BEGIN Input for this task
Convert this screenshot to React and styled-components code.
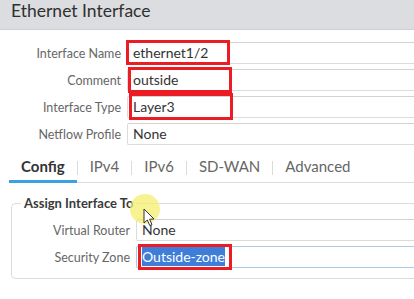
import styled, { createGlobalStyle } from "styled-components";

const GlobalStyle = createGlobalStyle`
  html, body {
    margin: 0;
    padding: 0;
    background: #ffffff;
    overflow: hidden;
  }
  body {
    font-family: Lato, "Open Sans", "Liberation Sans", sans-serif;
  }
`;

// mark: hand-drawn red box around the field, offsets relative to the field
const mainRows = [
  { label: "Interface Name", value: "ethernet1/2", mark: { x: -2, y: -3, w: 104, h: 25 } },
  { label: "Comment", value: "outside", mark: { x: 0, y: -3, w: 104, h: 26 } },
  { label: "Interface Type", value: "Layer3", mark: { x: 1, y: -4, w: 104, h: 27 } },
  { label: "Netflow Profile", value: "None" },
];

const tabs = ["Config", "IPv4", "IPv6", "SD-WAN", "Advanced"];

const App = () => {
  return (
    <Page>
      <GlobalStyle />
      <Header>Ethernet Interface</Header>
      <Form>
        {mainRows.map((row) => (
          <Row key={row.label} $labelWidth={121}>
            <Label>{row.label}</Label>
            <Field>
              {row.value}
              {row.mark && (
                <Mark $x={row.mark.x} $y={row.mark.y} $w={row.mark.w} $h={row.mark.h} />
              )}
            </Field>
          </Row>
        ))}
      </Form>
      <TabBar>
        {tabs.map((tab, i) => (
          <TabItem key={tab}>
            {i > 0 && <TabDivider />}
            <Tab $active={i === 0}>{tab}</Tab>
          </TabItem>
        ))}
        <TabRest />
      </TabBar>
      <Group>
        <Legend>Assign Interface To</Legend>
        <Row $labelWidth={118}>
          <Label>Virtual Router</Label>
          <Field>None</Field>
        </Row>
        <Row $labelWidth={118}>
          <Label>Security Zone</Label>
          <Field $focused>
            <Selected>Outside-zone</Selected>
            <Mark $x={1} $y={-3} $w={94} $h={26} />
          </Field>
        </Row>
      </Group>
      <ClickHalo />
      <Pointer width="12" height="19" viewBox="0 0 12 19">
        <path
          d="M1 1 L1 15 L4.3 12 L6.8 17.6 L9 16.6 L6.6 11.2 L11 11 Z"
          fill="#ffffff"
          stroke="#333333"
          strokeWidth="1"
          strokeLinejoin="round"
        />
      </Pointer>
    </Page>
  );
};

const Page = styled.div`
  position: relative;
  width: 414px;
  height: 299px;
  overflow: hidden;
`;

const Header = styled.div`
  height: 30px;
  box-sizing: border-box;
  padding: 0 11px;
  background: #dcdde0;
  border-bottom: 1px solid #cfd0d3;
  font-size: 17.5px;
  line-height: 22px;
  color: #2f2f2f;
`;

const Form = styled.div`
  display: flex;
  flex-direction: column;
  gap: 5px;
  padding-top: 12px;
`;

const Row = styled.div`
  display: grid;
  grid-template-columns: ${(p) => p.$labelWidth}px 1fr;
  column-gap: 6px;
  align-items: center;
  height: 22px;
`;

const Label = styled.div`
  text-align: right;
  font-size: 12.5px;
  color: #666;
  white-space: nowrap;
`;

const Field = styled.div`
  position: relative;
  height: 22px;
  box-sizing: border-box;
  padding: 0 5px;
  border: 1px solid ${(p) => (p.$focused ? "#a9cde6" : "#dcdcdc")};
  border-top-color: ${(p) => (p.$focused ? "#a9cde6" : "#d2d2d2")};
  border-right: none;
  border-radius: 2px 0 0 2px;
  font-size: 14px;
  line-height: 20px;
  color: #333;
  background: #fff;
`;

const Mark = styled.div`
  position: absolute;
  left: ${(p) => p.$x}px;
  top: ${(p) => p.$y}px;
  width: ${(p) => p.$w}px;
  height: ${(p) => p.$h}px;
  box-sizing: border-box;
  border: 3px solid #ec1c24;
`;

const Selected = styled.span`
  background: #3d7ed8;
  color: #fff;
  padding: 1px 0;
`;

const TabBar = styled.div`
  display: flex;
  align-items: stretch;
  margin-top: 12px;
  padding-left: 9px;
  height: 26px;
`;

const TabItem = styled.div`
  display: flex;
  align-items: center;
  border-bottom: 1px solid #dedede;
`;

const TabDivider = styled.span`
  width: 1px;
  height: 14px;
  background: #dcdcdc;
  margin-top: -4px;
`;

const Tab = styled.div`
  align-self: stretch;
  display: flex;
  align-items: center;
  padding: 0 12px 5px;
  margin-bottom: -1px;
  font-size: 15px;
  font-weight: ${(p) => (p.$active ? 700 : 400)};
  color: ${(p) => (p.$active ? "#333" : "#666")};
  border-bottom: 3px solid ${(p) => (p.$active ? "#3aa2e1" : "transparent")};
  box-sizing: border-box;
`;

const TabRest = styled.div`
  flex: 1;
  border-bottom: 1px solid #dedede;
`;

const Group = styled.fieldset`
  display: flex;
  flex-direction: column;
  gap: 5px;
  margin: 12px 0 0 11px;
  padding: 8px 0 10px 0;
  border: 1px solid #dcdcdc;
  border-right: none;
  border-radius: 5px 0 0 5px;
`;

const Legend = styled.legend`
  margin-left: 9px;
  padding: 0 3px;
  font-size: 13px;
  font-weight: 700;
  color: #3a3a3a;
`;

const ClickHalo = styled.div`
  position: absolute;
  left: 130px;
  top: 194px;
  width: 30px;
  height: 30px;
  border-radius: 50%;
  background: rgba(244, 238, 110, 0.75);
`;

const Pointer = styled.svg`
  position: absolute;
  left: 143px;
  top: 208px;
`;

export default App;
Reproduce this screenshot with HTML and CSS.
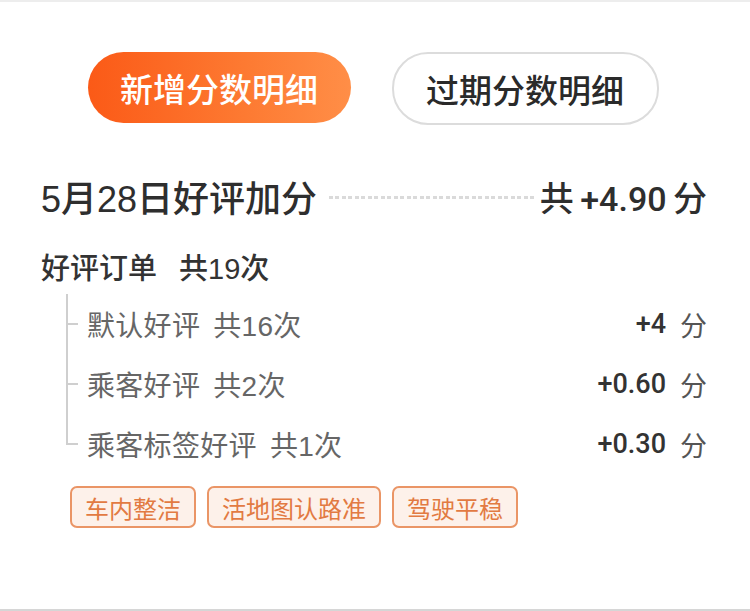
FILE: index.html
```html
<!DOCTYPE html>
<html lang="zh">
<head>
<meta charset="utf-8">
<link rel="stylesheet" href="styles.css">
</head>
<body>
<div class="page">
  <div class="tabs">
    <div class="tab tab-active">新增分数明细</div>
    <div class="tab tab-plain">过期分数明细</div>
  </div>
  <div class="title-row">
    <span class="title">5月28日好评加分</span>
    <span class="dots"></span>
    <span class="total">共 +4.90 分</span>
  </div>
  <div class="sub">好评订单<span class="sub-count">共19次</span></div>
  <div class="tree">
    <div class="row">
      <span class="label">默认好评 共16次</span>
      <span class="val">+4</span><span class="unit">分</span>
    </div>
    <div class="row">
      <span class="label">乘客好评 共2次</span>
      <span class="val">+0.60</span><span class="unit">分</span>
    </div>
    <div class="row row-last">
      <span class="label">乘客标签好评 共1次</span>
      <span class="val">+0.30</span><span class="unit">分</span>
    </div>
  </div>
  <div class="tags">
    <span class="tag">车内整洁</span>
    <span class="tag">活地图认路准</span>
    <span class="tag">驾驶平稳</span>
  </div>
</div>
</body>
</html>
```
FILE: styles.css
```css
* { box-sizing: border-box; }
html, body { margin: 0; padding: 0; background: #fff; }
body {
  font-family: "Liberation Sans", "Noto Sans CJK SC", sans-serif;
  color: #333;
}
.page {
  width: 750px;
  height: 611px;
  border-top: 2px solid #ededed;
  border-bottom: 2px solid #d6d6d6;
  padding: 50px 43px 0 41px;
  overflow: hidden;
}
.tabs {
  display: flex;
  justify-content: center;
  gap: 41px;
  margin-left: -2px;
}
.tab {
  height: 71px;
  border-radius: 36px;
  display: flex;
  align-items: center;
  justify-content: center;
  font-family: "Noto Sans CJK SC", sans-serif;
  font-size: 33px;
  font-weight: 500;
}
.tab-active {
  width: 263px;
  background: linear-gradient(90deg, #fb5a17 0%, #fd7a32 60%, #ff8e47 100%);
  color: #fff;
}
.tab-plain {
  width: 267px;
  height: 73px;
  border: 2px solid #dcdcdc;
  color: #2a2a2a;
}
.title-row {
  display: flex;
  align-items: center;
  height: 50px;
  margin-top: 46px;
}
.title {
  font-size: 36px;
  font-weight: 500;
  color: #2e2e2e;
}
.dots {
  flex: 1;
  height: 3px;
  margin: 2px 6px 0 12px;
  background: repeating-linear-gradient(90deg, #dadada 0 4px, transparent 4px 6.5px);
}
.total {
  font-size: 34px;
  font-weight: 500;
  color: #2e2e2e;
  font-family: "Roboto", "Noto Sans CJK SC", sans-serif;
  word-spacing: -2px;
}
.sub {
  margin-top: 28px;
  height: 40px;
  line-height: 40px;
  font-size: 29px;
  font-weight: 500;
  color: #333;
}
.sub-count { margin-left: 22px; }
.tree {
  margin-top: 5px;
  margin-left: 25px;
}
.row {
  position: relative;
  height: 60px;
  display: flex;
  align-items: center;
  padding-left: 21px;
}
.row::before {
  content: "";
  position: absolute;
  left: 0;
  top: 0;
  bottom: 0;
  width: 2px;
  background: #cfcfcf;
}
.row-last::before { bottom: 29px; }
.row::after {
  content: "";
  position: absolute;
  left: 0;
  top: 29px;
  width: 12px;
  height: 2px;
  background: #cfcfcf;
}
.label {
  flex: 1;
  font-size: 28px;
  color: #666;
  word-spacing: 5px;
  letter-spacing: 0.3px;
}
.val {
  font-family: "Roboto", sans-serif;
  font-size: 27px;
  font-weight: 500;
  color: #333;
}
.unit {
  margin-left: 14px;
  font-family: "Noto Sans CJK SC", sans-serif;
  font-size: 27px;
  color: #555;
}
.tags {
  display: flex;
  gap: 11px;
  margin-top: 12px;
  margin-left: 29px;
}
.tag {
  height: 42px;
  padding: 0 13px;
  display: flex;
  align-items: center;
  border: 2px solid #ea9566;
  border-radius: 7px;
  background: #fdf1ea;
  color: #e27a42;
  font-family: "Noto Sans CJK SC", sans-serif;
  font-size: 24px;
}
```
END Input for this task
Review the preceding data and report every line that includes the string "screenshot".

Convert this screenshot to React and styled-components code.
Reproduce this screenshot with HTML and CSS.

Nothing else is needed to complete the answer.